> Exercise directions
For the copy, please give all of the data again exactly and leave the pictures out.
^^^^^^^^
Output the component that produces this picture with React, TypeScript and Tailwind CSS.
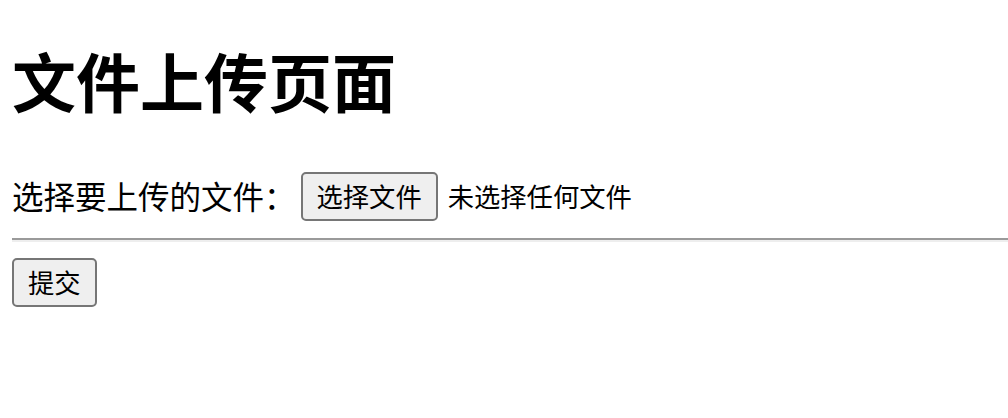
import React from 'react';

const font = '"Noto Sans CJK SC", "Noto Sans", sans-serif';

const App: React.FC = () => {
  return (
    <div className="min-h-screen bg-white pl-3 text-black" style={{ fontFamily: font }}>
      <h1 className="pt-[41px] text-[64px] leading-[76px] font-bold">文件上传页面</h1>

      <form className="mt-[55px]" onSubmit={e => e.preventDefault()}>
        <div className="flex items-center">
          <label className="pb-[4px] text-[31.5px] leading-[40px]">选择要上传的文件：</label>
          <button
            type="button"
            className="ml-[5px] rounded-[5px] border-2 border-[#767676] bg-[#efefef] px-[14px] pt-[6px] pb-[8px] text-[26.3px] leading-[31px]"
          >
            选择文件
          </button>
          <span className="ml-[10px] pb-[3px] text-[26.3px] leading-[31px]">未选择任何文件</span>
        </div>

        <hr className="mt-[17px] border-t-2 border-b-2 border-t-[#9a9a9a] border-b-[#eeeeee]" />

        <button
          type="submit"
          className="mt-[16px] rounded-[5px] border-2 border-[#767676] bg-[#efefef] px-[14px] pt-[6px] pb-[8px] text-[26.3px] leading-[31px]"
        >
          提交
        </button>
      </form>
    </div>
  );
};

export default App;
^^^^^^^^
> Result below
Output the component that produces this picture with React, TypeScript and Tailwind CSS.
import React from 'react';

const font = '"Noto Sans CJK SC", "Noto Sans", sans-serif';

const App: React.FC = () => {
  return (
    <div className="min-h-screen bg-white pl-3 text-black" style={{ fontFamily: font }}>
      <h1 className="pt-[41px] text-[64px] leading-[76px] font-bold">文件上传页面</h1>

      <form className="mt-[55px]" onSubmit={e => e.preventDefault()}>
        <div className="flex items-center">
          <label className="pb-[4px] text-[31.5px] leading-[40px]">选择要上传的文件：</label>
          <button
            type="button"
            className="ml-[5px] rounded-[5px] border-2 border-[#767676] bg-[#efefef] px-[14px] pt-[6px] pb-[8px] text-[26.3px] leading-[31px]"
          >
            选择文件
          </button>
          <span className="ml-[10px] pb-[3px] text-[26.3px] leading-[31px]">未选择任何文件</span>
        </div>

        <hr className="mt-[17px] border-t-2 border-b-2 border-t-[#9a9a9a] border-b-[#eeeeee]" />

        <button
          type="submit"
          className="mt-[16px] rounded-[5px] border-2 border-[#767676] bg-[#efefef] px-[14px] pt-[6px] pb-[8px] text-[26.3px] leading-[31px]"
        >
          提交
        </button>
      </form>
    </div>
  );
};

export default App;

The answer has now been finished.